-- start of PROVIDED ENTRIES --

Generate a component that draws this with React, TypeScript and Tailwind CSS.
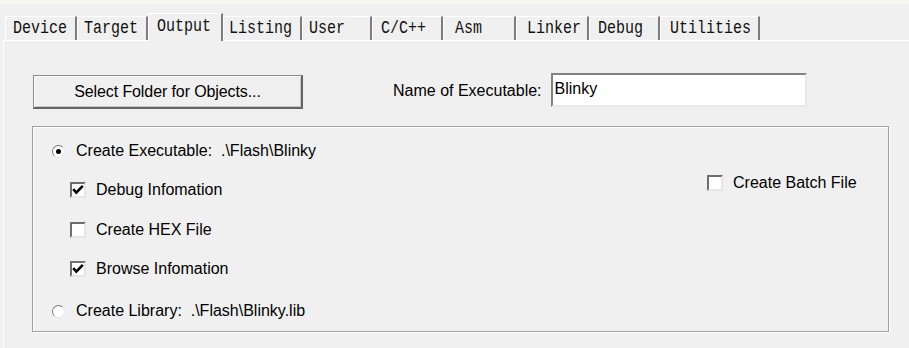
import React from 'react';

const tabs = [
  { label: 'Device', cls: 'w-[72px] pl-[7px]', active: false },
  { label: 'Target', cls: 'w-[71px] pl-[6px]', active: false },
  { label: 'Output', cls: 'w-[75px] pl-[8px]', active: true },
  { label: 'Listing', cls: 'w-[79px] pl-[5px]', active: false },
  { label: 'User', cls: 'w-[70px] pl-[6px]', active: false },
  { label: 'C/C++', cls: 'w-[71px] pl-[8px]', active: false },
  { label: 'Asm', cls: 'w-[73px] pl-[11px]', active: false },
  { label: 'Linker', cls: 'w-[73px] pl-[10px]', active: false },
  { label: 'Debug', cls: 'w-[71px] pl-[8px]', active: false },
  { label: 'Utilities', cls: 'w-[100px] pl-[9px]', active: false },
];

function Tab({ label, cls, active }: { label: string; cls: string; active: boolean }) {
  return (
    <div
      className={
        'flex items-center border-t border-l border-t-white border-l-white border-r-2 border-r-[#7c7c7c] bg-[#f0f0f0] text-[15px] leading-none text-[#111] ' +
        cls +
        (active ? ' h-[28px] -mb-px relative z-10 pb-[3px]' : ' h-[24px]')
      }
      style={{ fontFamily: '"Liberation Mono", "DejaVu Sans Mono", monospace' }}
    >
      <span className="inline-block scale-y-[1.2]">{label}</span>
    </div>
  );
}

function CheckBox({ checked }: { checked: boolean }) {
  return (
    <div className="w-[16px] h-[16px] bg-white border-2 border-t-[#6e6e6e] border-l-[#6e6e6e] border-b-[#e6e6e6] border-r-[#e6e6e6] flex items-center justify-center">
      {checked && (
        <svg width="12" height="12" viewBox="0 0 12 12">
          <path d="M1.2 5.2 L4.3 8.6 L10.8 1.8" fill="none" stroke="#000" strokeWidth="2.6" />
        </svg>
      )}
    </div>
  );
}

function Radio({ checked }: { checked: boolean }) {
  return (
    <div className="w-[13px] h-[13px] rounded-full bg-white border border-t-[#7a7a7a] border-l-[#7a7a7a] border-b-[#e6e6e6] border-r-[#e6e6e6] flex items-center justify-center">
      {checked && <div className="w-[5px] h-[5px] rounded-full bg-black" />}
    </div>
  );
}

export default function App() {
  return (
    <div
      className="w-[909px] h-[348px] bg-[#f0f0f0] overflow-hidden text-black"
      style={{ fontFamily: '"Liberation Sans", Arial, sans-serif' }}
    >
      <div className="h-[4px] bg-[#f9f5f1]" />
      <div className="ml-[3px] mt-[9px] pl-[2px] flex items-end h-[27px]">
        {tabs.map((t) => (
          <Tab key={t.label} label={t.label} cls={t.cls} active={t.active} />
        ))}
      </div>
      <div className="ml-[3px] h-[308px] border-t border-l border-white text-[16px] leading-none">
        <div className="mt-[32px] flex items-center h-[36px]">
          <div className="ml-[29px] self-end w-[270px] h-[34px] flex items-center justify-center border border-[#8c8c8c] border-b-2 border-r-2 border-b-[#646464] border-r-[#646464] shadow-[inset_1px_1px_0_#fff,inset_-1px_-1px_0_#c8c8c8] tracking-[-0.1px]">
            Select Folder for Objects...
          </div>
          <div className="ml-[90px]">Name of Executable:</div>
          <div className="ml-[9px] self-start w-[256px] h-[34px] bg-white border-2 border-t-[#828282] border-l-[#828282] border-b-[#e8e8e8] border-r-[#e8e8e8] pl-[2px] pt-[6px]">
            Blinky
          </div>
        </div>
        <div className="mt-[17px] ml-[28px] w-[857px] h-[206px] border border-[#a0a0a0] shadow-[inset_1px_1px_0_#fff,1px_1px_0_#fff] flex">
          <div className="w-[674px] pl-[19px] pt-[14px] flex flex-col">
            <div className="h-[20px] flex items-center">
              <Radio checked />
              <span className="ml-[11px]">Create Executable:&nbsp;&nbsp;.\Flash\Blinky</span>
            </div>
            <div className="mt-[19px] h-[20px] flex items-center pl-[18px]">
              <CheckBox checked />
              <span className="ml-[10px]">Debug Infomation</span>
            </div>
            <div className="mt-[20px] h-[20px] flex items-center pl-[18px]">
              <CheckBox checked={false} />
              <span className="ml-[10px]">Create HEX File</span>
            </div>
            <div className="mt-[19px] h-[20px] flex items-center pl-[18px]">
              <CheckBox checked />
              <span className="ml-[10px]">Browse Infomation</span>
            </div>
            <div className="mt-[22px] h-[20px] flex items-center">
              <Radio checked={false} />
              <span className="ml-[11px]">Create Library:&nbsp;&nbsp;.\Flash\Blinky.lib</span>
            </div>
          </div>
          <div className="pt-[46px]">
            <div className="h-[20px] flex items-center">
              <CheckBox checked={false} />
              <span className="ml-[10px]">Create Batch File</span>
            </div>
          </div>
        </div>
      </div>
    </div>
  );
}
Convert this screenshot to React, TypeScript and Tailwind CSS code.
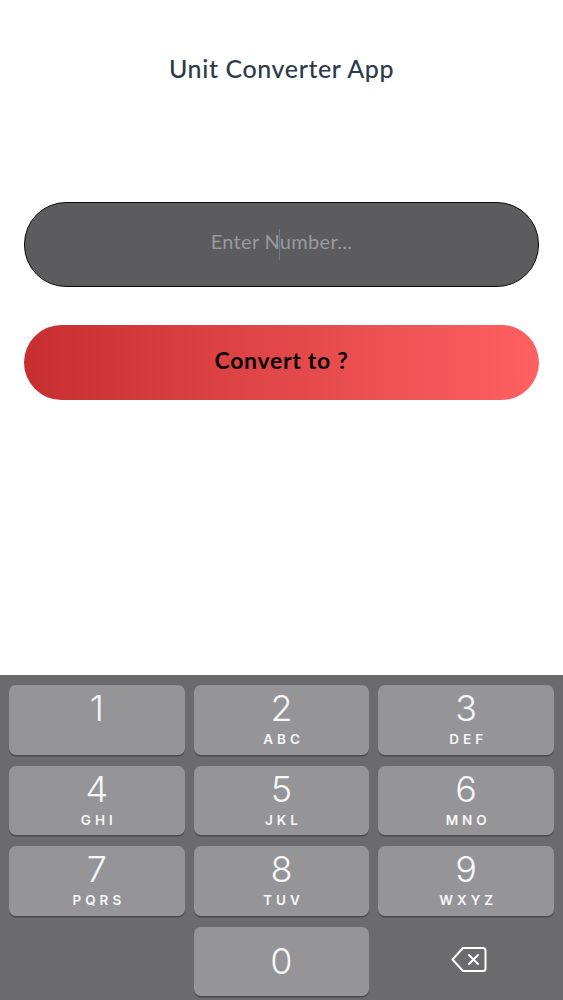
const keys = [
  { num: "1", sub: "" },
  { num: "2", sub: "ABC" },
  { num: "3", sub: "DEF" },
  { num: "4", sub: "GHI" },
  { num: "5", sub: "JKL" },
  { num: "6", sub: "MNO" },
  { num: "7", sub: "PQRS" },
  { num: "8", sub: "TUV" },
  { num: "9", sub: "WXYZ" },
];

function Key({ num, sub, center }: { num: string; sub: string; center?: boolean }) {
  return (
    <button className={`h-[69.5px] rounded-[7px] bg-[#959497] shadow-[0_1.5px_0_#4a494c] flex flex-col items-center text-[#f7f7f8] font-['Inter',sans-serif] ${center ? "justify-center" : ""}`}>
      <span className={`text-[36px] leading-[30px] font-light ${center ? "" : "mt-[8px]"}`}>{num}</span>
      {sub && <span className="text-[13.5px] leading-[14px] mt-[9px] font-semibold tracking-[4px] ml-[4px]">{sub}</span>}
    </button>
  );
}

export default function App() {
  return (
    <div className="w-[563px] h-[1000px] bg-white flex flex-col overflow-hidden font-['Lato',sans-serif]">
      <div className="flex-1 px-6">
        <h1 className="pt-[52px] text-center text-[25px] leading-[32px] font-medium text-[#2c3a4a] tracking-[0.6px]">
          Unit Converter App
        </h1>

        <div className="relative mt-[118px] h-[85px] w-[515px] rounded-[42px] border-[1.5px] border-[#0c0c0e] bg-[#5c5b5e] flex items-center justify-center">
          <span className="mb-[7px] text-[20px] text-[#9a9a9e] tracking-[0.3px]">Enter Number...</span>
          <span className="absolute left-[254px] top-[26px] h-[31px] w-px bg-[#5f7f9c]" />
        </div>

        <button className="mt-[38px] h-[75px] w-[515px] rounded-[38px] bg-gradient-to-r from-[#c62e2f] to-[#ff6062] pb-[5px] text-[23px] font-bold text-[#0c0406] tracking-[0.7px]">
          Convert to ?
        </button>
      </div>

      <div className="h-[325px] bg-[#6b6a6d] pt-[10px] px-[9px]">
        <div className="grid grid-cols-3 gap-x-[9px] gap-y-[11px]">
          {keys.map((k) => (
            <Key key={k.num} num={k.num} sub={k.sub} />
          ))}
          <div />
          <Key num="0" sub="" center />
          <div className="flex items-center justify-center pl-[6px] pb-[3px]">
            <svg width="36" height="27" viewBox="0 0 36 27" fill="none" stroke="white" strokeWidth="2" strokeLinejoin="round" strokeLinecap="round">
              <path d="M12 2h20a2.5 2.5 0 0 1 2.5 2.5v18a2.5 2.5 0 0 1-2.5 2.5H12L1.5 13.5Z" />
              <path d="M18 9l9 9M27 9l-9 9" />
            </svg>
          </div>
        </div>
      </div>
    </div>
  );
}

-- end of PROVIDED ENTRIES --

◆ INSTRUCTIONS FOR THE TASK ◆
Give again, word for word, every line from the top of the data above to the line holding "import React from 'react';", inclusive, with the pictures left out.

◆ WRITTEN SOLUTION ◆
Generate a component that draws this with React, TypeScript and Tailwind CSS.
import React from 'react';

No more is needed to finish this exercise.